─── RECORDS SUPPLIED ───

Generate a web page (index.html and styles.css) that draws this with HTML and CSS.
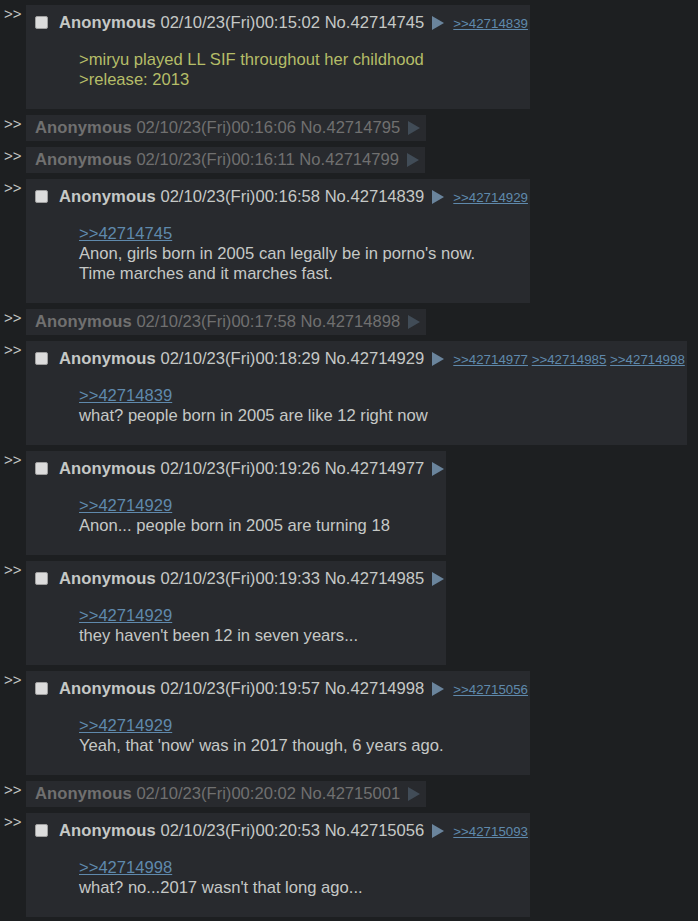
FILE: index.html
```html
<!DOCTYPE html>
<html lang="en">
<head>
    <meta charset="UTF-8">
    <title>/jp/ - Thread</title>
    <link rel="stylesheet" href="styles.css">
</head>
<body>

<div class="thread">

    <div class="reply-row">
        <div class="side">&gt;&gt;</div>
        <div class="post">
            <div class="post-head">
                <span class="check"></span><span class="name">Anonymous</span> <span class="date">02/10/23(Fri)00:15:02</span> <span class="num">No.42714745</span><span class="menu-btn"><svg width="12" height="14" viewBox="0 0 12 14"><polygon points="0,0 12,7 0,14"/></svg></span><span class="backlinks"><a href="#p42714839">&gt;&gt;42714839</a></span>
            </div>
            <blockquote>
                <span class="quote">&gt;miryu played LL SIF throughout her childhood</span><br>
                <span class="quote">&gt;release: 2013</span>
            </blockquote>
        </div>
    </div>

    <div class="reply-row">
        <div class="side">&gt;&gt;</div>
        <div class="stub">
            <span class="name">Anonymous</span> 02/10/23(Fri)00:16:06 No.42714795<span class="menu-btn"><svg width="12" height="14" viewBox="0 0 12 14"><polygon points="0,0 12,7 0,14"/></svg></span>
        </div>
    </div>

    <div class="reply-row">
        <div class="side">&gt;&gt;</div>
        <div class="stub">
            <span class="name">Anonymous</span> 02/10/23(Fri)00:16:11 No.42714799<span class="menu-btn"><svg width="12" height="14" viewBox="0 0 12 14"><polygon points="0,0 12,7 0,14"/></svg></span>
        </div>
    </div>

    <div class="reply-row">
        <div class="side">&gt;&gt;</div>
        <div class="post">
            <div class="post-head">
                <span class="check"></span><span class="name">Anonymous</span> <span class="date">02/10/23(Fri)00:16:58</span> <span class="num">No.42714839</span><span class="menu-btn"><svg width="12" height="14" viewBox="0 0 12 14"><polygon points="0,0 12,7 0,14"/></svg></span><span class="backlinks"><a href="#p42714929">&gt;&gt;42714929</a></span>
            </div>
            <blockquote>
                <a class="quotelink" href="#p42714745">&gt;&gt;42714745</a><br>
                Anon, girls born in 2005 can legally be in porno's now.<br>
                Time marches and it marches fast.
            </blockquote>
        </div>
    </div>

    <div class="reply-row">
        <div class="side">&gt;&gt;</div>
        <div class="stub">
            <span class="name">Anonymous</span> 02/10/23(Fri)00:17:58 No.42714898<span class="menu-btn"><svg width="12" height="14" viewBox="0 0 12 14"><polygon points="0,0 12,7 0,14"/></svg></span>
        </div>
    </div>

    <div class="reply-row">
        <div class="side">&gt;&gt;</div>
        <div class="post">
            <div class="post-head">
                <span class="check"></span><span class="name">Anonymous</span> <span class="date">02/10/23(Fri)00:18:29</span> <span class="num">No.42714929</span><span class="menu-btn"><svg width="12" height="14" viewBox="0 0 12 14"><polygon points="0,0 12,7 0,14"/></svg></span><span class="backlinks"><a href="#p42714977">&gt;&gt;42714977</a> <a href="#p42714985">&gt;&gt;42714985</a> <a href="#p42714998">&gt;&gt;42714998</a></span>
            </div>
            <blockquote>
                <a class="quotelink" href="#p42714839">&gt;&gt;42714839</a><br>
                what? people born in 2005 are like 12 right now
            </blockquote>
        </div>
    </div>

    <div class="reply-row">
        <div class="side">&gt;&gt;</div>
        <div class="post">
            <div class="post-head">
                <span class="check"></span><span class="name">Anonymous</span> <span class="date">02/10/23(Fri)00:19:26</span> <span class="num">No.42714977</span><span class="menu-btn"><svg width="12" height="14" viewBox="0 0 12 14"><polygon points="0,0 12,7 0,14"/></svg></span>
            </div>
            <blockquote>
                <a class="quotelink" href="#p42714929">&gt;&gt;42714929</a><br>
                Anon... people born in 2005 are turning 18
            </blockquote>
        </div>
    </div>

    <div class="reply-row">
        <div class="side">&gt;&gt;</div>
        <div class="post">
            <div class="post-head">
                <span class="check"></span><span class="name">Anonymous</span> <span class="date">02/10/23(Fri)00:19:33</span> <span class="num">No.42714985</span><span class="menu-btn"><svg width="12" height="14" viewBox="0 0 12 14"><polygon points="0,0 12,7 0,14"/></svg></span>
            </div>
            <blockquote>
                <a class="quotelink" href="#p42714929">&gt;&gt;42714929</a><br>
                they haven't been 12 in seven years...
            </blockquote>
        </div>
    </div>

    <div class="reply-row">
        <div class="side">&gt;&gt;</div>
        <div class="post">
            <div class="post-head">
                <span class="check"></span><span class="name">Anonymous</span> <span class="date">02/10/23(Fri)00:19:57</span> <span class="num">No.42714998</span><span class="menu-btn"><svg width="12" height="14" viewBox="0 0 12 14"><polygon points="0,0 12,7 0,14"/></svg></span><span class="backlinks"><a href="#p42715056">&gt;&gt;42715056</a></span>
            </div>
            <blockquote>
                <a class="quotelink" href="#p42714929">&gt;&gt;42714929</a><br>
                Yeah, that 'now' was in 2017 though, 6 years ago.
            </blockquote>
        </div>
    </div>

    <div class="reply-row">
        <div class="side">&gt;&gt;</div>
        <div class="stub">
            <span class="name">Anonymous</span> 02/10/23(Fri)00:20:02 No.42715001<span class="menu-btn"><svg width="12" height="14" viewBox="0 0 12 14"><polygon points="0,0 12,7 0,14"/></svg></span>
        </div>
    </div>

    <div class="reply-row">
        <div class="side">&gt;&gt;</div>
        <div class="post">
            <div class="post-head">
                <span class="check"></span><span class="name">Anonymous</span> <span class="date">02/10/23(Fri)00:20:53</span> <span class="num">No.42715056</span><span class="menu-btn"><svg width="12" height="14" viewBox="0 0 12 14"><polygon points="0,0 12,7 0,14"/></svg></span><span class="backlinks"><a href="#p42715093">&gt;&gt;42715093</a></span>
            </div>
            <blockquote>
                <a class="quotelink" href="#p42714998">&gt;&gt;42714998</a><br>
                what? no...2017 wasn't that long ago...
            </blockquote>
        </div>
    </div>

</div>

</body>
</html>
```

FILE: styles.css
```css
/* Global */
* {
    box-sizing: border-box;
    margin: 0;
    padding: 0;
}
body {
    background-color: #1d1f21;
    color: #c5c8c6;
    font-family: 'Liberation Sans', Arial, sans-serif;
    font-size: 16.6px;
    overflow: hidden;
}
a {
    color: #5f89ac;
}

/* Thread */
.thread {
    display: flex;
    flex-direction: column;
    align-items: flex-start;
    gap: 6px;
    padding: 5px 0 0 4px;
}
.reply-row {
    display: flex;
    align-items: flex-start;
}
.side {
    width: 22px;
    font-size: 15px;
    line-height: 16px;
    margin-top: 1px;
    color: #c5c8c6;
}

/* Posts */
.post {
    background-color: #282a2e;
    padding: 8px 2px 19px 9px;
}
.post-head {
    white-space: nowrap;
    line-height: 20px;
    height: 20px;
}
.check {
    display: inline-block;
    vertical-align: -1px;
    width: 13px;
    height: 13px;
    margin-right: 11px;
    border-radius: 2px;
    background-color: #dcdcdc;
    border: 1px solid #a0a0a0;
}
.name {
    font-weight: 700;
    letter-spacing: 0.1px;
}
.menu-btn {
    display: inline-block;
    vertical-align: -2px;
    margin-left: 8px;
    line-height: 0;
}
.menu-btn svg {
    fill: #6a849c;
}
.backlinks {
    font-size: 13.3px;
    margin-left: 9px;
}
blockquote {
    margin: 17px 0 0 44px;
    line-height: 20px;
}
.quote {
    color: #b5bd68;
}
.quotelink {
    color: #5f89ac;
}

/* Hidden post stubs */
.stub {
    white-space: nowrap;
    background-color: #282a2e;
    color: #707070;
    line-height: 20px;
    padding: 3px 6px 3px 9px;
}
.stub .menu-btn svg {
    fill: #414c57;
}
```
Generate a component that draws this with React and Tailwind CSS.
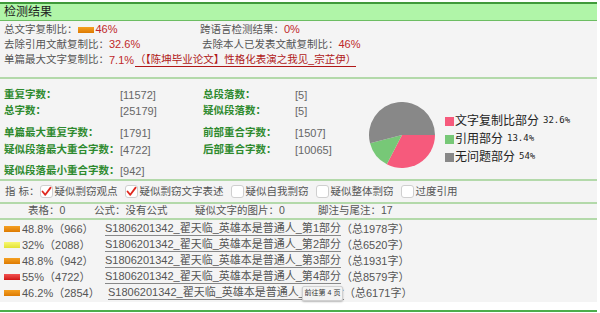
import React from "react";

const font = { fontFamily: '"Liberation Sans", "Noto Sans CJK SC", sans-serif' };

function Bar({ color }) {
  return <span className={`inline-block shrink-0 w-[16px] h-[6px] mr-[2px] ${color}`} />;
}

function Check({ checked, label }) {
  return (
    <span className="flex items-center mr-[8px] whitespace-nowrap">
      <span className="w-[13px] h-[13px] rounded-[3px] border border-[#cfcfcf] bg-white flex items-center justify-center mr-[1px]">
        {checked && (
          <svg width="11" height="11" viewBox="0 0 11 11">
            <path d="M1.5 5.5 L4.3 8.8 L9.6 1.6" fill="none" stroke="#e0281e" strokeWidth="1.8" strokeLinecap="round" strokeLinejoin="round" />
          </svg>
        )}
      </span>
      <span>{label}</span>
    </span>
  );
}

function Pie() {
  const cx = 34, cy = 33, r = 33;
  const pt = (deg) => {
    const a = (deg * Math.PI) / 180;
    return `${(cx + r * Math.cos(a)).toFixed(2)} ${(cy + r * Math.sin(a)).toFixed(2)}`;
  };
  const slice = (a0, a1) => `M${cx} ${cy} L${pt(a0)} A${r} ${r} 0 ${a1 - a0 > 180 ? 1 : 0} 1 ${pt(a1)} Z`;
  return (
    <svg width="68" height="67" viewBox="0 0 68 67">
      <path d={slice(0, 117.4)} fill="#f65a7c" />
      <path d={slice(117.4, 165.6)} fill="#77c877" />
      <path d={slice(165.6, 360)} fill="#888888" />
    </svg>
  );
}

const stats = [
  ["重复字数：", "[11572]", "总段落数：", "[5]", "h-[16px] mt-[8px]"],
  ["总字数：", "[25179]", "疑似段落数：", "[5]", "h-[16px]"],
  ["单篇最大重复字数：", "[1791]", "前部重合字数：", "[1507]", "h-[16px] mt-[6px]"],
  ["疑似段落最大重合字数：", "[4722]", "后部重合字数：", "[10065]", "h-[16px] mt-[1px]"],
  ["疑似段落最小重合字数：", "[942]", "", "", "h-[16px] mt-[5px]"],
];

const parts = [
  ["bg-gradient-to-b from-[#f5a020] to-[#dd7a00]", "48.8%（966）", 1, "1978"],
  ["bg-gradient-to-b from-[#f8f870] to-[#e2e230]", "32%（2088）", 2, "6520"],
  ["bg-gradient-to-b from-[#f5a020] to-[#dd7a00]", "48.8%（942）", 3, "1931"],
  ["bg-gradient-to-b from-[#f25050] to-[#d01010]", "55%（4722）", 4, "8579"],
  ["bg-gradient-to-b from-[#f5a020] to-[#dd7a00]", "46.2%（2854）", 5, "6171"],
];

export default function App() {
  return (
    <div className="w-[600px] h-[313px] bg-white pt-[2px] text-[10.5px] text-[#555] whitespace-nowrap" style={font}>
      <div className="w-[597px] h-[19px] bg-[#b0f5a8] border-t-2 border-b border-t-[#3f9a3a] border-b-[#6cbd62] flex items-center pl-[4px] text-[12px] text-[#222]">
        检测结果
      </div>
      <div className="w-[597px] bg-[#f4f4f4]">
        <div className="pl-[4px] pt-[1px] pb-[9px]">
          <div className="h-[15px] flex items-center">
            <div className="w-[196px] flex items-center">
              <span>总文字复制比：</span>
              <Bar color="bg-gradient-to-b from-[#f5a020] to-[#dd7a00]" />
              <span className="text-[#c0282a] text-[11px]">46%</span>
            </div>
            <span>跨语言检测结果：</span>
            <span className="text-[#c0282a] text-[11px]">0%</span>
          </div>
          <div className="h-[15px] flex items-center">
            <div className="w-[198px] flex items-center">
              <span>去除引用文献复制比：</span>
              <span className="text-[#c0282a] text-[11px]">32.6%</span>
            </div>
            <span>去除本人已发表文献复制比：</span>
            <span className="text-[#c0282a] text-[11px]">46%</span>
          </div>
          <div className="h-[16px] flex items-center">
            <span>单篇最大文字复制比：</span>
            <span className="text-[#c0282a] text-[11px] mr-[1px]">7.1%</span>
            <span className="text-[#b01818] border-b border-[#b01818] leading-[13px]">（【陈坤毕业论文】性格化表演之我见_宗芷伊）</span>
          </div>
        </div>
        <div className="h-[2px] bg-[#b3d9aa]" />
        <div className="flex h-[100px]">
          <div className="w-[368px] pl-[4px] text-[#2e8a2e]">
            {stats.map(([a, b, c, d, cls]) => (
              <div key={a} className={`flex items-center ${cls}`}>
                <span className="min-w-[116px] shrink-0 font-bold">{a}</span>
                <span className="flex-1 max-w-[83px] text-[#666] text-[11px]">{b}</span>
                <span className="w-[92px] shrink-0 font-bold">{c}</span>
                <span className="text-[#666] text-[11px]">{d}</span>
              </div>
            ))}
          </div>
          <div className="pt-[23px]">
            <Pie />
          </div>
          <div className="pl-[9px] pt-[33px] text-[#222] text-[12px]">
            {[
              ["bg-[#f65a7c]", "文字复制比部分", "32.6%"],
              ["bg-[#77c877]", "引用部分", "13.4%"],
              ["bg-[#888888]", "无问题部分", "54%"],
            ].map(([c, t, v]) => (
              <div key={t} className="flex items-center h-[18px]">
                <span className={`w-[9px] h-[9px] mr-[1px] ${c}`} />
                <span>{t}</span>
                <span className="ml-[4px] text-[9px]" style={{ fontFamily: '"DejaVu Sans Mono", monospace' }}>{v}</span>
              </div>
            ))}
          </div>
        </div>
        <div className="h-[2px] bg-[#b3d9aa]" />
        <div className="h-[21px] flex items-center pl-[5px]">
          <span className="mr-[1px]">指 标：</span>
          <Check checked label="疑似剽窃观点" />
          <Check checked label="疑似剽窃文字表述" />
          <Check label="疑似自我剽窃" />
          <Check label="疑似整体剽窃" />
          <Check label="过度引用" />
        </div>
        <div className="h-[2px] bg-[#b3d9aa]" />
        <div className="h-[14px] flex items-center pl-[28px]">
          <span className="w-[66px]">表格：0</span>
          <span className="w-[101px]">公式：没有公式</span>
          <span className="w-[123px]">疑似文字的图片：0</span>
          <span>脚注与尾注：17</span>
        </div>
        <div className="h-[2px] bg-[#b3d9aa]" />
        <div className="relative pl-[4px] pt-[1px] pb-[1px] text-[11px]">
          {parts.map(([c, p, n, t]) => (
            <div key={n} className="h-[16px] flex items-center">
              <Bar color={c} />
              <span className={n === 5 ? "w-[86px]" : "w-[83px]"}>{p}</span>
              <span className="border-b border-[#888] leading-[13px]">S1806201342_翟天临_英雄本是普通人_第{n}部分</span>
              <span>（总{t}字）</span>
            </div>
          ))}
          <div className="absolute left-[302px] top-[66px] w-[41px] h-[15px] bg-[#f3f3f3] border border-[#d0d0d0] rounded-[2px] shadow-[0_1px_2px_rgba(0,0,0,0.25)] flex items-center justify-center text-[7px] text-[#333]">
            前往第 4 页
          </div>
        </div>
      </div>
      <div className="w-[597px] h-[2px] mt-[8px] bg-[#4cae4c]" />
    </div>
  );
}
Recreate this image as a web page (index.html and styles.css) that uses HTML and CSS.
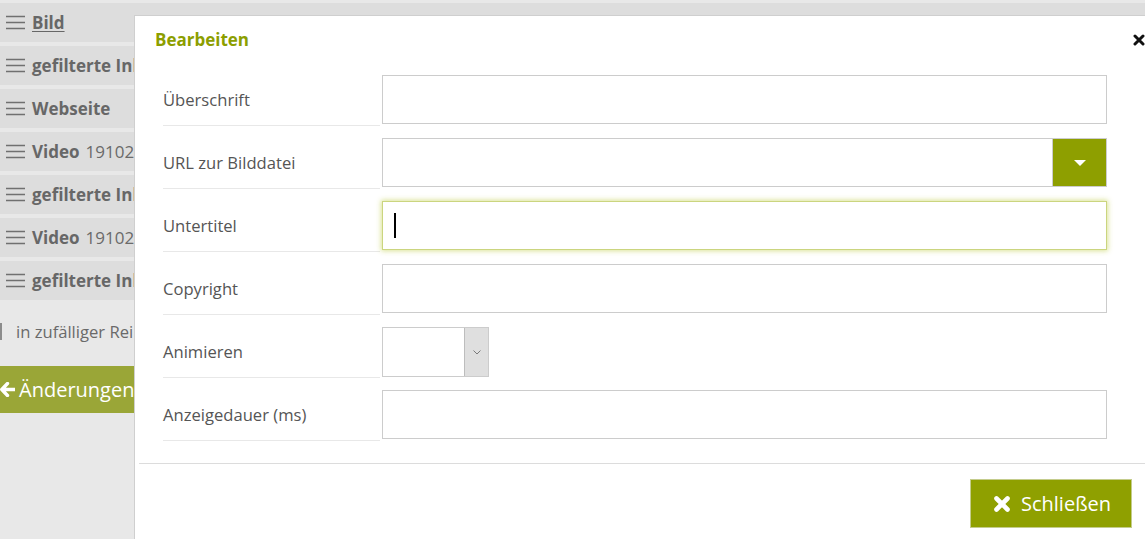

───

## WHAT TO WORK ON
Say how many lines in the entries contain the string "with", and say nothing else.

## RIGHT ANSWER
2